Coyote Photos  On Friend St #GloucesterMA 

Good morning,

I wanted to hopefully get the word out that there is now at least 1 coyote roaming downtown. I live on Friend Street and my husband encountered a large coyote in front of our neighbor’s house at 11:30 last night. It was not afraid of my husband and in fact it followed him into our back yard. My husband had to jingle his keys and make a lot of noise to make it run off. We are reporting the sighting to animal control, but I wanted to alert others in the neighborhood to be careful! 

Thanks and keep up the great work!

Johanna Whippen

38A Friend St. 


  • Jeanne PaulaHoward

    I have seen a coyote on Mt. Vernon St. It may be living in the woods behind Ledgemont. It was not scared off until a car went by.

    Liked by 1 person

  • they have a den back behind matos field/veterans school.

    Liked by 2 people

  • This is a great shot and shows you why they are going into the area the bags appear to have only leaves in them but they will look for food left out like this. Even roaming cats and dogs strays our way hit the trash-bins outside storage areas.

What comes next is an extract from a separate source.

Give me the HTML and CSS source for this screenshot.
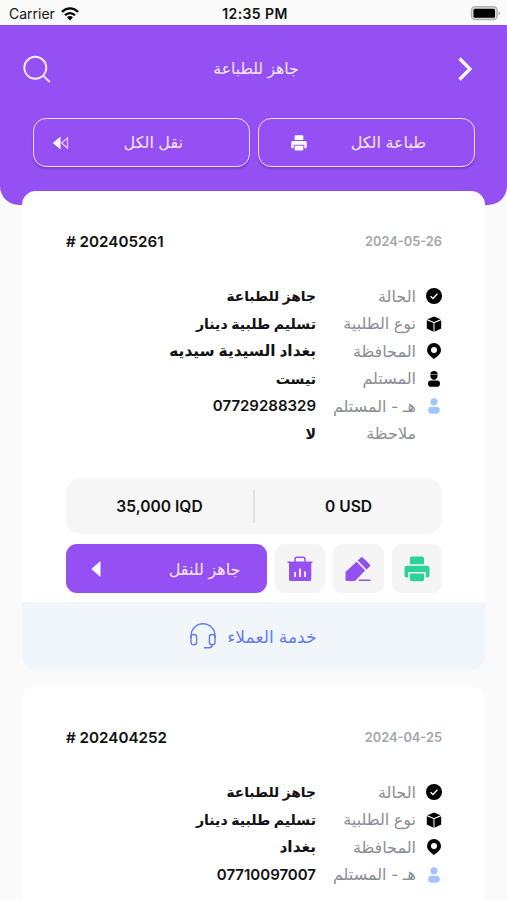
FILE: index.html
```html
<!DOCTYPE html>
<html lang="ar" dir="rtl">
<head>
    <meta charset="UTF-8">
    <meta name="viewport" content="width=device-width, initial-scale=1.0">
    <title>جاهز للطباعة</title>
    <link rel="stylesheet" href="styles.css">
</head>
<body>

    <!-- shared icons -->
    <svg class="defs">
        <symbol id="check" viewBox="0 0 16 16">
            <circle cx="8" cy="8" r="8"/>
            <path d="M4.6 8.2l2.4 2.3 4.4-4.8" fill="none" stroke="#fff" stroke-width="1.3"/>
        </symbol>
        <symbol id="box" viewBox="0 0 16 16">
            <path d="M8 .5l6.6 2.7L8 6 1.400 3.200zM.8 4.200l6.700 2.900v8.600L.8 12.600zM15.200 4.200L8.500 7.100v8.600l6.700-3.100z"/>
        </symbol>
        <symbol id="pin" viewBox="0 0 16 16">
            <path fill-rule="evenodd" d="M8 0a7 7 0 0 1 7 7c0 3.800-3.500 6.500-7 9C4.500 13.500 1 10.800 1 7a7 7 0 0 1 7-7zM8 4a3 3 0 1 0 0 6a3 3 0 0 0 0-6z"/>
        </symbol>
        <symbol id="courier" viewBox="0 0 16 16">
            <path d="M4.300 3.500C4.300 1 6 0 8 0s3.700 1 3.700 3.500z"/>
            <path d="M4.300 3.900h7.400c0 2.900-1.500 4.900-3.700 4.900s-3.700-2-3.700-4.900z"/>
            <rect x="2" y="9.400" width="12" height="6.400" rx="3.100"/>
        </symbol>
        <symbol id="user" viewBox="0 0 16 16">
            <circle cx="8" cy="3.800" r="3.600"/>
            <rect x="2.200" y="8.700" width="11.600" height="7" rx="3.400"/>
        </symbol>
        <symbol id="printer" viewBox="0 0 26 26">
            <path d="M6 8.300V2.200Q6 .5 7.700 .5h10.600Q20 .5 20 2.200v6.100z"/>
            <path d="M3 9.800h20q2.500 0 2.500 2.500v7q0 2.200-2.200 2.200h-1.600V16H4.300v5.500H2.700Q.5 21.500.5 19.300v-7Q.5 9.800 3 9.800z"/>
            <path d="M6 17.500h14v6q0 1.800-1.800 1.800H7.800Q6 25.300 6 23.500z"/>
        </symbol>
    </svg>

    <div class="status" dir="ltr">
        <div class="carrier">
            <span>Carrier</span>
            <svg width="18" height="14" viewBox="0 0 18 14">
                <g fill="none" stroke="#000" stroke-width="2.300">
                    <path d="M1 4.900C5.600 .2 12.400 .2 17 4.900"/>
                    <path d="M4 8.200C6.900 5.300 11.100 5.300 14 8.200"/>
                </g>
                <path d="M6 10.300q3-2.500 6 0L9 13.500z"/>
            </svg>
        </div>
        <div class="clock">12:35 PM</div>
        <div class="battery">
            <svg width="31" height="15" viewBox="0 0 31 15">
                <rect x="1.500" y=".8" width="25.500" height="12.800" rx="3.500" fill="#ddd" stroke="#b4b4b4" stroke-width="1.500"/>
                <rect x="3.500" y="2.700" width="21.500" height="9" rx="1.500"/>
                <path d="M28.500 5v4.400q3-2.200 0-4.400z" fill="#b4b4b4"/>
            </svg>
        </div>
    </div>

    <header class="header">
        <div class="title-bar">
            <svg width="14" height="24" viewBox="0 0 14 24" fill="none" stroke="#fff" stroke-width="3.200">
                <path d="M1.500 1.500L12 12 1.500 22.500"/>
            </svg>
            <h1>جاهز للطباعة</h1>
            <svg width="28" height="28" viewBox="0 0 28 28" fill="none" stroke="#f7e9ff" stroke-width="1.900">
                <circle cx="12.300" cy="12.800" r="11"/>
                <path d="M20.200 20.600l6.600 6.600"/>
            </svg>
        </div>
        <div class="all-btns">
            <button class="all-btn">
                <span>طباعة الكل</span>
                <svg class="print-all" width="16" height="16"><use href="#printer"/></svg>
            </button>
            <button class="all-btn move">
                <span>نقل الكل</span>
                <svg width="17" height="14" viewBox="0 0 17 14">
                    <path d="M8.500 .5v13L.8 7z" fill="#fff"/>
                    <path d="M15.500 2v10L9.600 7z" fill="none" stroke="#e6c8fb" stroke-width="1.300"/>
                </svg>
            </button>
        </div>
    </header>

    <main class="orders">
        <section class="card">
            <div class="card-head">
                <span class="date">2024-05-26</span>
                <span class="number" dir="ltr"># 202405261</span>
            </div>
            <div class="info">
                <div class="row">
                    <svg class="icon"><use href="#check"/></svg>
                    <span class="label">الحالة</span>
                    <span class="value state">جاهز للطباعة</span>
                </div>
                <div class="row">
                    <svg class="icon"><use href="#box"/></svg>
                    <span class="label">نوع الطلبية</span>
                    <span class="value">تسليم طلبية دينار</span>
                </div>
                <div class="row">
                    <svg class="icon"><use href="#pin"/></svg>
                    <span class="label">المحافظة</span>
                    <span class="value place">بغداد السيدية سيديه</span>
                </div>
                <div class="row">
                    <svg class="icon"><use href="#courier"/></svg>
                    <span class="label">المستلم</span>
                    <span class="value">تيست</span>
                </div>
                <div class="row">
                    <svg class="icon blue"><use href="#user"/></svg>
                    <span class="label">هـ - المستلم</span>
                    <span class="value phone">07729288329</span>
                </div>
                <div class="row">
                    <span class="icon"></span>
                    <span class="label">ملاحظة</span>
                    <span class="value">لا</span>
                </div>
            </div>
            <div class="price" dir="ltr">
                <span>35,000 IQD</span>
                <span>0 USD</span>
            </div>
            <div class="actions">
                <button class="square">
                    <svg class="green" width="26" height="26"><use href="#printer"/></svg>
                </button>
                <button class="square">
                    <svg width="26" height="26" viewBox="0 0 26 26" fill="#9450f3">
                        <path d="M11.500 5.700l8.700 8.700L10 24.900H1.300q-.8 0-.8-.8v-8.200z"/>
                        <path d="M12.700 4.500L15.800 1.400q1-1 2 0l7 7q1 1 0 2l-3.300 3z"/>
                        <path d="M14 23.500h11.500V25H14z"/>
                    </svg>
                </button>
                <button class="square">
                    <svg width="26" height="26" viewBox="0 0 26 26">
                        <path d="M8 6V3.200Q8 1.300 9.900 1.300h6.200Q18 1.300 18 3.200V6" fill="none" stroke="#9450f3" stroke-width="1.500"/>
                        <path d="M.5 5.400h25v1.700h-1.200v16.500q0 1.400-1.400 1.400H3.400Q2 25 2 23.600V7.100H.5z" fill="#9450f3"/>
                        <path d="M8 16v5M13 12.500V21M18 15.500V21" stroke="#f4e8ff" stroke-width="1.900"/>
                    </svg>
                </button>
                <button class="ready">
                    <span>جاهز للنقل</span>
                    <svg width="10" height="16" viewBox="0 0 10 16"><path d="M9.500 0v16L.3 8z" fill="#fff"/></svg>
                </button>
            </div>
            <div class="support">
                <span>خدمة العملاء</span>
                <svg width="26" height="26" viewBox="0 0 26 26" fill="none" stroke="#667cf0" stroke-width="1.400">
                    <path d="M1 15v-2.200a12 12 0 0 1 24 0V15"/>
                    <rect x="1" y="11.500" width="5.600" height="10.300" rx="2.500"/>
                    <rect x="19.400" y="11.500" width="5.600" height="10.300" rx="2.500"/>
                    <path d="M22.200 21.800q0 3-3 3H14"/>
                </svg>
            </div>
        </section>

        <section class="card last">
            <div class="card-head">
                <span class="date">2024-04-25</span>
                <span class="number" dir="ltr"># 202404252</span>
            </div>
            <div class="info">
                <div class="row">
                    <svg class="icon"><use href="#check"/></svg>
                    <span class="label">الحالة</span>
                    <span class="value state">جاهز للطباعة</span>
                </div>
                <div class="row">
                    <svg class="icon"><use href="#box"/></svg>
                    <span class="label">نوع الطلبية</span>
                    <span class="value">تسليم طلبية دينار</span>
                </div>
                <div class="row">
                    <svg class="icon"><use href="#pin"/></svg>
                    <span class="label">المحافظة</span>
                    <span class="value place">بغداد</span>
                </div>
                <div class="row">
                    <svg class="icon blue"><use href="#user"/></svg>
                    <span class="label">هـ - المستلم</span>
                    <span class="value phone">07710097007</span>
                </div>
            </div>
        </section>
    </main>

</body>
</html>
```

FILE: styles.css
```css
* {
    box-sizing: border-box;
}
body {
    margin: 0;
    background-color: #fafafa;
    font-family: Inter, "DejaVu Sans", sans-serif;
    font-size: 15px;
    color: #111;
}
button {
    border: none;
    padding: 0;
    font: inherit;
    font-size: 16px;
}
svg {
    display: block;
    flex: none;
}
.defs {
    display: none;
}

/* status bar */
.status {
    display: grid;
    grid-template-columns: 1fr auto 1fr;
    align-items: center;
    height: 25px;
    padding: 2px 6px 0 9px;
    font-size: 14px;
}
.carrier {
    display: flex;
    align-items: center;
    gap: 6px;
}
.clock {
    font-weight: 600;
    letter-spacing: 0.4px;
}
.battery {
    justify-self: end;
}

/* header */
.header {
    height: 180px;
    padding: 30px 32px 0 33px;
    background-color: #9450f3;
    border-radius: 0 0 19px 19px;
    color: #f6e6ff;
}
.title-bar {
    display: flex;
    align-items: center;
    justify-content: space-between;
    height: 28px;
    margin: 0 3px 0 -10px;
}
.title-bar h1 {
    margin: -2px 0 0 3px;
    font-size: 15.6px;
    font-weight: normal;
}
.all-btns {
    display: grid;
    grid-template-columns: 1fr 1fr;
    gap: 8px;
    margin-top: 35px;
}
.all-btn {
    display: flex;
    align-items: center;
    justify-content: space-between;
    height: 49px;
    padding: 0 48px 0 32px;
    border: 1.5px solid #f0dcff;
    border-radius: 13px;
    background-color: #9450f3;
    color: #f6e6ff;
    box-shadow: 0 2px 2px rgba(60, 20, 130, 0.3);
}
.all-btn.move {
    padding: 0 66px 0 18px;
}
.all-btn span {
    margin-top: -2px;
}
.print-all {
    fill: #fff;
}

/* orders */
.orders {
    margin: -14px 22px 0;
}
.card {
    height: 479px;
    margin-bottom: 17px;
    padding: 39px 43px 0 44px;
    border-radius: 14px;
    background-color: #fff;
    overflow: hidden;
}
.card.last {
    height: 213px;
    margin-bottom: 0;
    padding-bottom: 0;
    border-radius: 14px 14px 0 0;
}
.card-head {
    display: flex;
    align-items: center;
    justify-content: space-between;
    height: 22px;
    font-weight: 600;
}
.number {
    font-size: 15.2px;
}
.date {
    font-size: 12.8px;
    color: #a3a6ac;
}
.info {
    margin-top: 30px;
}
.row {
    display: flex;
    align-items: center;
    height: 27.5px;
}
.icon {
    width: 16px;
    height: 16px;
    flex: none;
    margin-top: 1px;
}
.blue {
    fill: #a5c4ff;
}
.label {
    width: 100px;
    margin-right: 10px;
    font-size: 16px;
    line-height: 20px;
    color: #8b8e94;
    white-space: nowrap;
}
.value {
    font-size: 14.1px;
    font-weight: 600;
    white-space: nowrap;
}
.value.state {
    font-size: 13.8px;
}
.value.place {
    font-size: 15.4px;
}
.value.phone {
    font-size: 15px;
}
.price {
    display: flex;
    align-items: center;
    height: 56px;
    margin-top: 31px;
    border-radius: 15px;
    background-color: #f6f6f6;
    font-size: 15.6px;
    font-weight: 600;
}
.price span {
    flex: 1;
    line-height: 33px;
    text-align: center;
}
.price span + span {
    border-left: 2px solid #e2e2e2;
}
.actions {
    display: flex;
    gap: 8px;
    margin-top: 10px;
}
.square {
    display: flex;
    align-items: center;
    justify-content: center;
    width: 50.5px;
    height: 49px;
    border-radius: 9px;
    background-color: #f5f5f5;
}
.green {
    fill: #2ed19a;
}
.ready {
    display: flex;
    flex: 1;
    align-items: center;
    justify-content: space-between;
    padding: 0 26px 0 25px;
    border-radius: 11px;
    background-color: #9450f3;
    color: #f6e6ff;
}
.support {
    display: flex;
    align-items: center;
    justify-content: center;
    gap: 11px;
    height: 68px;
    margin: 9px -43px 0 -44px;
    background-color: #f0f6fa;
    color: #667cf0;
    font-size: 17.2px;
}
```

    Like the human two legged counterparts know the great places to eat – Some fast food places used to toss perfectly good food but many now bring it to homeless shelters and in some city vans go around and feed them and take care of them. They say the ground is hard but it takes that same hard ground to push yourself up!

    Well done awareness always a plus! 🙂 Dave


  • When we take away their land, then we must expect them to enter the neighborhoods that were once theirs. I can’t imagine what it would be like if they turn the Pines into an area for a new elementary school where so many live. It’s not uncommon to see coyotes in the daylight in East Gloucester. I can’t even imagine what it would be like if we were to take away one of the few spaces they have left to call THEIR HOME!

    Liked by 1 person

    • I agree, we are taking away all of the area where they have their “homes”, that is why they are invading our spaces.

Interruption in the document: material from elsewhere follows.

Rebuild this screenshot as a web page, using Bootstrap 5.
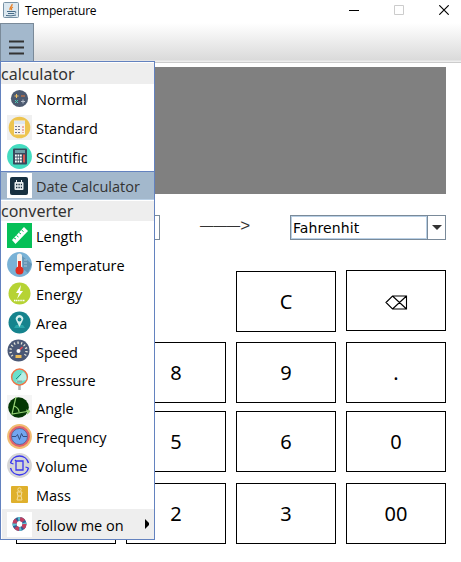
<!DOCTYPE html>
<html lang="en">
<head>
<meta charset="utf-8">
<title>Temperature</title>
<link href="https://cdn.jsdelivr.net/npm/bootstrap@5.3.0/dist/css/bootstrap.min.css" rel="stylesheet">
<style>
body{width:461px;height:562px;overflow:hidden;background:#fff;color:#000;font-family:"Noto Sans","Open Sans",sans-serif}
.titlebar{height:23px;padding:0 12px 3px 3px;font:12px/19px "Open Sans","Noto Sans",sans-serif}
.titlebar .caption{margin-left:6px;letter-spacing:-.18px}
.winbtns{gap:35px}
.menubar{height:40px;background:linear-gradient(#fff,#dadada 37px,#eee 38px,#eee 39px,#ccc 39px)}
.menu-toggle{width:34px;height:39px;background:#a3b8cc;border:1px solid #7a8a99;border-bottom:0;border-radius:0}
.workspace{padding:4px 15px 0 16px}
.display{height:127px;background:gray}
.units{height:25px;margin-top:21px;line-height:1}
.combo{border:1px solid #7a8a99;height:25px;background:#fff}
.combo-from{width:144px}
.combo-to{width:156px}
.combo-value{border:1px solid #b8cfe5;width:136px;padding-left:1px;font:14px/22px "DejaVu Sans",sans-serif;letter-spacing:.1px}
.combo-arrow{border-left:1px solid #7a8a99}
.direction{font:13.4px/22px "Liberation Sans",sans-serif;color:#333;margin-left:40px;width:90px}
.direction b{font-weight:400;font-size:17px}
.keys{display:grid;grid-template-columns:repeat(4,100px);grid-template-rows:62px 61px 61px 61px;column-gap:10px;row-gap:0;margin-top:30px}
.keyrow{display:contents}
.key{border:1px solid #000;border-radius:0;background:#fff;height:61px;padding:0;font-size:20px;line-height:59px;color:#000}
.keys{grid-template-rows:72px 69px 72px 61px}
.key-clear{margin-top:1px}
.popup{left:0;top:61px;width:155px;height:479px;border:1px solid #6382bf;background:#fff;z-index:5}
.popup .head{height:22px;background:#eee;border-top:1px solid #fff;font-size:16px;line-height:22px;color:#333}
.popup .head2{height:21px;line-height:20px}
.entry{height:29px;padding-left:6px;font:14.5px/29px "Open Sans","Noto Sans",sans-serif;color:#000}
.entry svg{width:25px;height:25px;flex:none}
.entry span{margin-left:4px;white-space:nowrap;position:relative;top:1px}
.entry.short{height:28px}
.entry.active-row{background:#a3b8cc;border-top:1px solid #6382bf;border-bottom:1px solid #b8cfe5;color:#333}
.entry.sub{height:30px;background:#eee;margin-left:1px;padding-left:5px}
.entry.sub .caret{width:4px;height:10px;margin:0 5px 0 auto}
</style>
<script src="https://cdn.jsdelivr.net/npm/bootstrap@5.3.0/dist/js/bootstrap.bundle.min.js"></script>
</head>
<body class="position-relative">
<header class="titlebar d-flex align-items-center">
<svg width="16" height="16" viewBox="0 0 16 16"><rect x=".5" y=".5" width="15" height="15" rx="1" fill="#dce8f0" stroke="#7892a5"/><path d="M9 2C10 4 6 5 7 8M10 5C8 6 8 7 9 8" fill="none" stroke="#e87c20" stroke-width="1.3"/><path d="M4 9.500h7M5 11.500h6M3 13.500q5 1 10-.5M11 9.500q3-.5 1 2" fill="none" stroke="#476b87"/></svg>
<span class="caption">Temperature</span>
<div class="winbtns d-flex ms-auto align-items-center">
<svg width="10" height="10"><path d="M0 5.500h10" stroke="#000"/></svg>
<svg width="10" height="10"><path d="M.5.500h9v9h-9z" fill="none" stroke="#ccc"/></svg>
<svg width="10" height="10"><path d="M.3.300l9.400 9.400M9.700.300L.3 9.700" stroke="#000" stroke-width="1.150"/></svg>
</div>
</header>
<nav class="menubar">
<button class="menu-toggle btn p-0 d-block" aria-label="Menu"><svg class="d-block" width="32" height="37"><path d="M8 16.500h15M8 22.500h15M8 28.500h15" stroke="#333" stroke-width="1.800"/></svg></button>
</nav>
<main class="workspace">
<div class="display"></div>
<div class="units d-flex">
<div class="combo combo-from"></div>
<div class="direction d-flex"><span>———</span><b>&gt;</b></div>
<div class="combo combo-to d-flex"><div class="combo-value">Fahrenhit</div><div class="combo-arrow flex-fill d-flex align-items-center justify-content-center"><svg width="10" height="5"><path d="M0 0h10L5 5z" fill="#333"/></svg></div></div>
</div>
<div class="keys">
<span></span><span></span><button class="key key-clear">C</button><button class="key"><svg width="23" height="15" viewBox="0 0 23 15"><path d="M1 7.500L7.500 1H21.500V14H7.500zM7.500 1l14 13M7.500 14l14-13" fill="none" stroke="#000" stroke-width="1.100"/></svg></button>
<button class="key"></button><button class="key">8</button><button class="key">9</button><button class="key">.</button>
<button class="key"></button><button class="key">5</button><button class="key">6</button><button class="key">0</button>
<button class="key"></button><button class="key">2</button><button class="key">3</button><button class="key">00</button>
</div>
</main>
<aside class="popup position-absolute">
<div class="head">calculator</div>
<div class="entry d-flex align-items-center"><svg viewBox="0 0 25 25"><circle cx="12.500" cy="12.500" r="8.600" fill="#4c5a70"/><path d="M7.500 10h4M9.500 8v4" stroke="#f0c060"/><path d="M14 10h4" stroke="#e57838"/><path d="M8 14l3 3M11 14l-3 3" stroke="#4cc9b0"/><path d="M14 15.500h4M16 13.500v4" stroke="#b8c0cc"/></svg><span>Normal</span></div>
<div class="entry d-flex align-items-center"><svg viewBox="0 0 25 25"><path d="M0 0h25v25H0z" fill="#f0f0f0"/><circle cx="12.500" cy="12.500" r="10.800" fill="#edc44f"/><path d="M7 5.500h11v14H7z" fill="#f6f2ee"/><path d="M7 6h11v3H7z" fill="#dce6f0"/><path d="M8 11.500h6M8 14.500h6M8 17.500h6" stroke="#70758c" stroke-dasharray="2 1"/><path d="M16 11v7" stroke="#e06a5a" stroke-dasharray="2 1"/></svg><span>Standard</span></div>
<div class="entry d-flex align-items-center"><svg viewBox="0 0 25 25"><circle cx="12.500" cy="12.500" r="12.400" fill="#44dcc0"/><rect x="6" y="4.500" width="14" height="16" rx="1" fill="#384a5c"/><path d="M8 6h10v3H8z" fill="#6fa0a8"/><path d="M8 11.500h7M8 14.500h7M8 17.500h7" stroke="#fff" stroke-width="1.800" stroke-dasharray="1.800 .7"/><path d="M17 10.500v8" stroke="#ee5b50" stroke-width="1.800"/></svg><span>Scintific</span></div>
<div class="entry active-row d-flex align-items-center"><svg viewBox="0 0 25 25"><path d="M0 0h25v25H0z" fill="#fff"/><rect x="3" y="4" width="18" height="18" rx="2" fill="#173040"/><rect x="7.500" y="9" width="9" height="8" rx="1" fill="#e8eef0"/><path d="M9.500 7v3M14.500 7v3" stroke="#e8eef0"/><path d="M9 11.500h6M9 14.500h6" stroke="#173040" stroke-width="1.300" stroke-dasharray="1.400 1"/></svg><span>Date Calculator</span></div>
<div class="head head2">converter</div>
<div class="entry d-flex align-items-center"><svg viewBox="0 0 25 25"><path d="M0 0h25v25H0z" fill="#05c057"/><path d="M5 17L17 4l4 4L8.500 21z" fill="#fff"/><path d="M7 15l2 1M9.500 12.500l2 1.500M12 9.500l2 1.500M14.500 7l2 1.500" stroke="#05c057"/></svg><span>Length</span></div>
<div class="entry d-flex align-items-center"><svg viewBox="0 0 25 25"><circle cx="12.500" cy="12.500" r="12.400" fill="#79b2d6"/><path d="M15 4l10 8-4 9-5-4z" fill="#6495b5"/><path d="M12.500 4v14" stroke="#f3f1ed" stroke-width="5" stroke-linecap="round"/><path d="M12.500 9v9" stroke="#e22d20" stroke-width="3"/><circle cx="12.500" cy="18.500" r="4" fill="#e22d20"/><path d="M17 8h3M17 11h3M17 14h3" stroke="#dce9ef" stroke-width=".6"/></svg><span>Temperature</span></div>
<div class="entry d-flex align-items-center"><svg viewBox="0 0 25 25"><circle cx="12.500" cy="12.500" r="11" fill="#b6d334"/><path d="M14 4L9 12h3l-2 6 6-8h-3z" fill="#fff"/><path d="M7 19.500h11" stroke="#fff" stroke-width="1.400" stroke-dasharray="1.300 .5"/></svg><span>Energy</span></div>
<div class="entry d-flex align-items-center"><svg viewBox="0 0 25 25"><circle cx="12.500" cy="12.500" r="11" fill="#15838d"/><path d="M9 15l-2 3h11l-2-3" fill="#2aa5a9"/><path d="M12.500 17L9.500 11a3.700 3.700 0 1 1 6 0z" fill="#d9f1ef"/><circle cx="12.500" cy="9.500" r="1.900" fill="#15838d"/></svg><span>Area</span></div>
<div class="entry short d-flex align-items-center"><svg viewBox="0 0 25 25"><circle cx="11.500" cy="11.500" r="11" fill="#4a5876"/><path d="M5.500 17A8 8 0 1 1 17.500 17" fill="none" stroke="#e5e5d9" stroke-width="2.400" stroke-dasharray="1.200 2.200"/><path d="M11.500 12l4-4" stroke="#e34b52" stroke-width="1.600"/><circle cx="11.500" cy="12" r="2" fill="#fff"/><path d="M8.500 16h6v3h-6z" fill="#edbd57"/></svg><span>Speed</span></div>
<div class="entry short d-flex align-items-center"><svg viewBox="0 0 25 25"><path d="M12.500 18v5" stroke="#b4b4b4" stroke-width="2.600"/><circle cx="12.500" cy="10" r="7.900" fill="#6be0cc" stroke="#ee7448" stroke-width="1.500"/><path d="M9 15l7-10A7 7 0 0 1 19 13z" fill="#b9eee5"/><path d="M9 12l5-5" stroke="#278e84"/><path d="M10 13.500h5v2h-5z" fill="#8faaa9"/></svg><span>Pressure</span></div>
<div class="entry d-flex align-items-center"><svg viewBox="0 0 25 25"><path d="M0 0h25v25H0z" fill="#f5f5f5"/><circle cx="11.500" cy="12.500" r="10.300" fill="#033603"/><path d="M9 2L5 19l18-3M7 11q5 2 5 6M23 16l-4-1M23 16l-3 3" fill="none" stroke="#95d174" stroke-width="1.200"/></svg><span>Angle</span></div>
<div class="entry d-flex align-items-center"><svg viewBox="0 0 25 25"><circle cx="12.500" cy="12.500" r="12.400" fill="#f1bd73"/><circle cx="12.500" cy="12.500" r="9.200" fill="#72a6ef" stroke="#e1626c" stroke-width="2.400"/><circle cx="12.500" cy="12.500" r="8" fill="none" stroke="#4b5787" stroke-width=".7"/><path d="M5 12.500h4l1.500-2 2 5 2-6 1.500 3h4" fill="none" stroke="#344f82"/></svg><span>Frequency</span></div>
<div class="entry d-flex align-items-center"><svg viewBox="0 0 25 25"><circle cx="12.500" cy="12.500" r="12.400" fill="#d6d6d6"/><path d="M3.500 10a9.300 9.300 0 0 1 18 0M3.500 15a9.300 9.300 0 0 0 18 0" fill="none" stroke="#3936f0" stroke-width="1.400"/><path d="M9 8h7v9H9zM9 8l-1-1M3.500 10l3 1M21.500 15l-3-1" fill="none" stroke="#3936f0" stroke-width="1.300"/></svg><span>Volume</span></div>
<div class="entry d-flex align-items-center"><svg viewBox="0 0 25 25"><rect x="4" y="4" width="17" height="17" rx="1" fill="#dfb02c"/><circle cx="12.500" cy="7.500" r="1.700" fill="none" stroke="#f5dfa0"/><path d="M10 10h5l-1 4h-3zM11 14l-1 4h5l-1-4" fill="none" stroke="#f5dfa0"/></svg><span>Mass</span></div>
<div class="entry sub d-flex align-items-center"><svg viewBox="0 0 25 25"><path d="M0 0h25v25H0z" fill="#fff"/><g fill="none" stroke-width="4"><circle cx="12.500" cy="12" r="5" stroke="#315f96"/><circle cx="12.500" cy="12" r="5" stroke="#c13f60" stroke-dasharray="4 3.850"/><circle cx="12.500" cy="12" r="5" stroke="#5fbfd0" stroke-dasharray="2 5.850" stroke-dashoffset="2"/></g></svg><span>follow me on</span><svg class="caret" viewBox="0 0 4 10"><path d="M0 0l4 4v2L0 10z"/></svg></div>
</aside>
</body>
</html>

      • Coyotes are not native to this region in other words we are not taking away their homes/habitat/land because they never lived in this area in the first place.

        As coyotes migrated westward during the past seventy or so years, around the Great Lakes region, some mated with wolves, which has helped create a heartier species that can withstand the colder temperatures of the east, along with the fact that the preferred coyote diet is much more plentiful east of the Rockies. Coyotes are not going to continue to become more wolf-like because the eastern coyote population is now so large, they can easily find another of their own kind with which to mate. In general, a species would much to prefer to breed with one of its own. Coyotes are such a successful species, they have now crossed the Isthmus of Panama. Over time, a South American species will evolve.

        Coyotes are opportunistic feeders and are drawn to areas where they can scavenge–neighborhoods have an abundance of garbage and pets. As we learned from the wildlife experts that came to speak at City Hall, the easiest ways to discourage coyotes is to not put your trash out the night before, don’t allow bird food to accumulate on the ground (which will invite small mammals, which will invite coyotes), and keep your pets indoors at night.


        • Comment should read 2nd paragraph, 1st line: As coyotes migrated EASTWARD during the past seventy or so years, around the Great Lakes region,


        • Paul T Morrison & RD

          “Coyotes are not native to this region in other words we are not taking away their homes/habitat/land because they never lived in this area in the first place.”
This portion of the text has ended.